ROBERT LEE HALL - Murder on Drury Lane

St. Martin’s, paperback reprint; October 1993.  Hardcover edition: St. Martin’s, November 1992.

    Checking back on Hall’s career, he seems to have worked exclusively in the historical mystery subgenre.  In doing so, he has also been no slouch at all in choosing either characters or period settings.  Here’s what I found, in terms of his crime-oriented fiction:

    Exit Sherlock Holmes.  Scribner’s, hc, 1977.  Playboy Press, pb, 1979.       
    The King Edward Plot.  McGraw-Hill, hc, 1980.  Critics Choice, pb, 1987.   
    * Benjamin Franklin Takes the Case.  St. Martin’s, hc, 1988; pb, 1993.
    Murder at Saint Simeon.  St. Martin’s, hc, 1988.  No paperback edition.
    * Benjamin Franklin and a Case of Christmas Murder.  St. Martin’s, hc, 1991; pb, 1992.
    * Murder on Drury Lane.  St. Martin’s, hc, 1992, pb, 1993
    * Benjamin Franklin and the Case of the Artful Murder.  St. Martin’s, hc, 1994; pb, 1995.
    * Murder by the Waters.  St. Martin’s, hc, 1995; trade pb, 2001.
    * London Blood.  St. Martin’s, hc, 1997.  No paperback edition.

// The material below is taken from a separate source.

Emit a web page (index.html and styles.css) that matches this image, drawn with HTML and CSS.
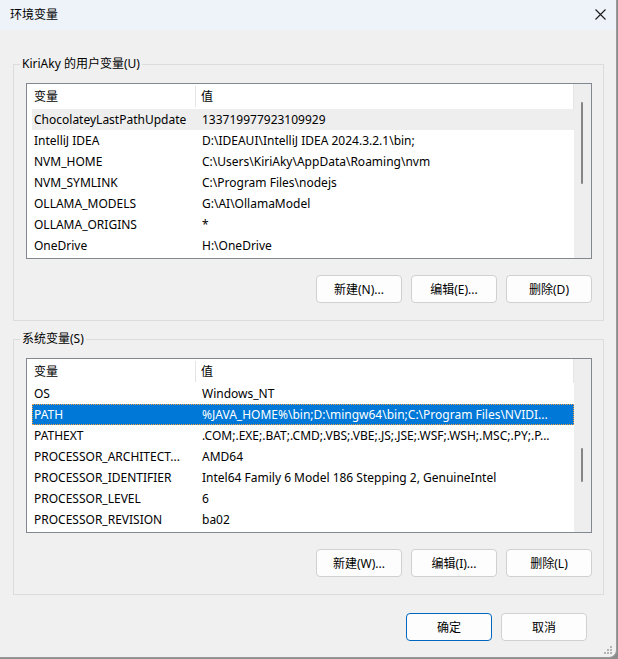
FILE: index.html
```html
<!DOCTYPE html>
<html lang="zh-CN">

<head>
    <meta charset="UTF-8">
    <title>环境变量</title>
    <link rel="stylesheet" href="styles.css">
</head>

<body>

    <div class="window">
        <div class="titlebar">
            <span class="title">环境变量</span>
            <span class="close">
                <svg width="11" height="11" viewBox="0 0 11 11">
                    <path d="M0.5 0.5 L10.5 10.5 M10.5 0.5 L0.5 10.5" stroke="#1a1a1a" stroke-width="1.1" fill="none" />
                </svg>
            </span>
        </div>

        <div class="content">
            <!-- User variables -->
            <fieldset class="group">
                <legend>KiriAky 的用户变量(U)</legend>
                <div class="listview user-list">
                    <div class="list-main">
                        <div class="list-header">
                            <div class="col-head first">变量</div>
                            <div class="col-head">值</div>
                        </div>
                        <div class="row hover"><span>ChocolateyLastPathUpdate</span><span>133719977923109929</span></div>
                        <div class="row"><span>IntelliJ IDEA</span><span>D:\IDEAUI\IntelliJ IDEA 2024.3.2.1\bin;</span></div>
                        <div class="row"><span>NVM_HOME</span><span>C:\Users\KiriAky\AppData\Roaming\nvm</span></div>
                        <div class="row"><span>NVM_SYMLINK</span><span>C:\Program Files\nodejs</span></div>
                        <div class="row"><span>OLLAMA_MODELS</span><span>G:\AI\OllamaModel</span></div>
                        <div class="row"><span>OLLAMA_ORIGINS</span><span>*</span></div>
                        <div class="row"><span>OneDrive</span><span>H:\OneDrive</span></div>
                    </div>
                    <div class="scrollbar">
                        <div class="thumb"></div>
                    </div>
                </div>
                <div class="group-buttons">
                    <button class="btn">新建(N)...</button>
                    <button class="btn">编辑(E)...</button>
                    <button class="btn">删除(D)</button>
                </div>
            </fieldset>

            <!-- System variables -->
            <fieldset class="group system">
                <legend>系统变量(S)</legend>
                <div class="listview system-list">
                    <div class="list-main">
                        <div class="list-header">
                            <div class="col-head first">变量</div>
                            <div class="col-head">值</div>
                        </div>
                        <div class="row"><span>OS</span><span>Windows_NT</span></div>
                        <div class="row selected"><span>PATH</span><span>%JAVA_HOME%\bin;D:\mingw64\bin;C:\Program Files\NVIDI...</span></div>
                        <div class="row"><span>PATHEXT</span><span>.COM;.EXE;.BAT;.CMD;.VBS;.VBE;.JS;.JSE;.WSF;.WSH;.MSC;.PY;.P...</span></div>
                        <div class="row"><span>PROCESSOR_ARCHITECT...</span><span>AMD64</span></div>
                        <div class="row"><span>PROCESSOR_IDENTIFIER</span><span>Intel64 Family 6 Model 186 Stepping 2, GenuineIntel</span></div>
                        <div class="row"><span>PROCESSOR_LEVEL</span><span>6</span></div>
                        <div class="row"><span>PROCESSOR_REVISION</span><span>ba02</span></div>
                    </div>
                    <div class="scrollbar">
                        <div class="thumb"></div>
                    </div>
                </div>
                <div class="group-buttons">
                    <button class="btn">新建(W)...</button>
                    <button class="btn">编辑(I)...</button>
                    <button class="btn">删除(L)</button>
                </div>
            </fieldset>

            <div class="dialog-buttons">
                <button class="btn default">确定</button>
                <button class="btn">取消</button>
            </div>
        </div>

        <svg class="grip" width="8" height="8" viewBox="0 0 8 8">
            <rect x="6" y="0" width="2" height="2" fill="#b4b4b4" />
            <rect x="3" y="3" width="2" height="2" fill="#b4b4b4" />
            <rect x="6" y="3" width="2" height="2" fill="#b4b4b4" />
            <rect x="0" y="6" width="2" height="2" fill="#b4b4b4" />
            <rect x="3" y="6" width="2" height="2" fill="#b4b4b4" />
            <rect x="6" y="6" width="2" height="2" fill="#b4b4b4" />
        </svg>
    </div>

</body>

</html>
```

FILE: styles.css
```css
body {
    margin: 0;
    background-color: #8c8c8c;
    font-family: "Noto Sans", "Noto Sans CJK SC", sans-serif;
    font-size: 12px;
    color: #000;
}

.window {
    position: relative;
    box-sizing: border-box;
    width: 617px;
    height: 658px;
    background-color: #f0f0f0;
    border-right: 1px solid #9a9a9a;
    border-bottom: 1px solid #9a9a9a;
    border-bottom-right-radius: 8px;
    overflow: hidden;
}

/* Title bar */
.titlebar {
    height: 30px;
    display: flex;
    align-items: center;
    padding-left: 10px;
    background-color: #eef3f9;
}

.title {
    margin-top: -2px;
}

.close {
    margin-left: auto;
    margin-right: 10px;
    margin-top: -2px;
    display: flex;
}

/* Content */
.content {
    padding: 26px 12px 0 13px;
}

.group {
    margin: 0;
    padding: 11px 11px 17px 12px;
    border: 1px solid #dcdcdc;
    min-width: 0;
}

.group legend {
    padding: 0 2px;
    margin-left: -6px;
    line-height: 16px;
}

.group.system {
    margin-top: 10px;
}

/* List view */
.listview {
    display: flex;
    border: 1px solid #828790;
    height: 176px;
    box-sizing: border-box;
}

.system-list {
    height: 175px;
}

.list-main {
    flex: 1;
    background-color: #fff;
    overflow: hidden;
}

.list-header {
    display: grid;
    grid-template-columns: 169px 1fr;
    height: 25px;
    align-items: center;
    border-right: 1px solid #e5e5e5;
}

.system-list .list-header {
    height: 24px;
}

.col-head {
    padding-left: 5px;
    line-height: 21px;
}

.col-head.first {
    padding-left: 7px;
    border-right: 1px solid #e5e5e5;
}

.row {
    display: grid;
    grid-template-columns: 168px 1fr;
    height: 21px;
    line-height: 21px;
    margin-left: 5px;
    white-space: nowrap;
}

.row span {
    padding: 0 2px;
    overflow: hidden;
}

.row.hover {
    background-color: #eeeeee;
}

.row.selected {
    background-color: #0078d7;
    color: #fff;
    outline: 1px dotted #f0a040;
    outline-offset: -1px;
}

.scrollbar {
    width: 17px;
    background-color: #eeeeee;
}

.thumb {
    width: 2px;
    margin-left: 7px;
    margin-top: 18px;
    height: 82px;
    background-color: #858585;
    border-radius: 1px;
}

.system-list .thumb {
    margin-top: 89px;
    height: 34px;
}

/* Buttons */
.group-buttons {
    display: flex;
    justify-content: flex-end;
    gap: 9px;
    margin-top: 16px;
}

.btn {
    width: 86px;
    height: 28px;
    padding: 0;
    border: 1px solid #d0d0d0;
    border-radius: 4px;
    background-color: #fdfdfd;
    font-family: inherit;
    font-size: 12px;
    color: #000;
}

.dialog-buttons {
    display: flex;
    justify-content: flex-end;
    gap: 9px;
    margin-top: 18px;
    margin-right: 17px;
}

.btn.default {
    border-color: #0067c0;
}

.grip {
    position: absolute;
    right: 4px;
    bottom: 3px;
}
```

    The Ben Franklin cases of detection, of which Murder on Drury Lane is one, are marked with an asterisk.  Sherlock Holmes made an appearance only in Hall’s first mystery.  Murder at Saint Simeon takes place at the California mansion of William Randolph Hearst, with Marion Davies, Louella Parsons, Jean Harlow and Charlie Chaplin all making at least cameo appearances. 
    That leaves The King Edward Plot, which takes place in England in 1906, during the reign of Edward VII, and one online source describes it as “the first novel-length story to feature Holmes as a character.”  This does not appear to be so.  Holmes’s appearance is not mentioned in a Kirkus review of the book, and the statement seems in itself to contradict the existence of Exit Sherlock Holmes.
    Other mystery novels that Holmes had a role in and which also came before Hall’s first book are:

Ellery Queen [Paul W. Fairman], A Study in Terror, Lancer, 1966.
Michael & Mollie Hardwick, The Private Life of Sherlock Holmes, Mayflower (UK), 1970.
Nicholas Meyer, The Seven-Per-Cent Solution, Dutton, 1974.
Philip José Farmer, The Adventure of the Peerless Peer, Aspen, 1974.
Frank Thomas, Sherlock Holmes Bridge Detective Returns, Thomas, 1975.
Don R. Bensen, Sherlock Holmes in New York, Ballantine, 1976.
Richard L. Boyer, The Giant Rat of Sumatra, Warner, 1976.
Nicholas Meyer, The West End Horror, Dutton, 1976.
Austin Mitchelson & Nicholas Utechin, The Earthquake Machine, Belmont, 1976
    –  Hellbirds, Belmont, 1976.

    I may have missed one or two, but I don’t believe many more than that.  Keep in mind that this is a list of novels only, and that I deliberately attempted to avoid self-published works.  Ever since 1977 (what happened then, timewise?) the dam has burst, and Sherlock Holmes has unquestionably become the one single fictional character, detective genre or not, who has appeared in the works of more novels by other authors than any other.  (You can question the statement, if you like, as long as you can come up with an alternative.)
    I seem to have gone off on a tangent here.  The Sherlockian connection that exists in The King Edward Plot, and strongly so, is that two of the four amateur detectives who uncover the plot reside at 221A Baker Street.  One of them nicknamed “Wiggins.”  I will have to read it.
    Mr. Benjamin Franklin is getting restless, I am sorry to day.  The book I have just read is about him, and he is being neglected.  Here is a quote from page two.  Franklin’s son William, a law student while in London, has just walked into the home where the Franklin entourage is staying, but he is unable to talk about the experience he has just had:

    Mr. Franklin wore his customary brown worsted suit and black, buckled shoes.  He sighed.  “As my son’s voice appears disarmed, mine must slay the silence; viz.: he set by the law for the Theatre Royal in Drury Lane, where he saw the play.  Some soubrette has stole his heart – and his tongue with it.”  He lifted an inquiring brow.  “Did I hit the mark?  Did your enchantress dance in the pantomime?”
   
    “Desdemona,” breathed William Franklin.  “She played Desdemona.”  He blinked, as if waking.  “But, Father, I did not tell you that I went to the theatre.  Indeed I have not been in my chamber since midmorning.”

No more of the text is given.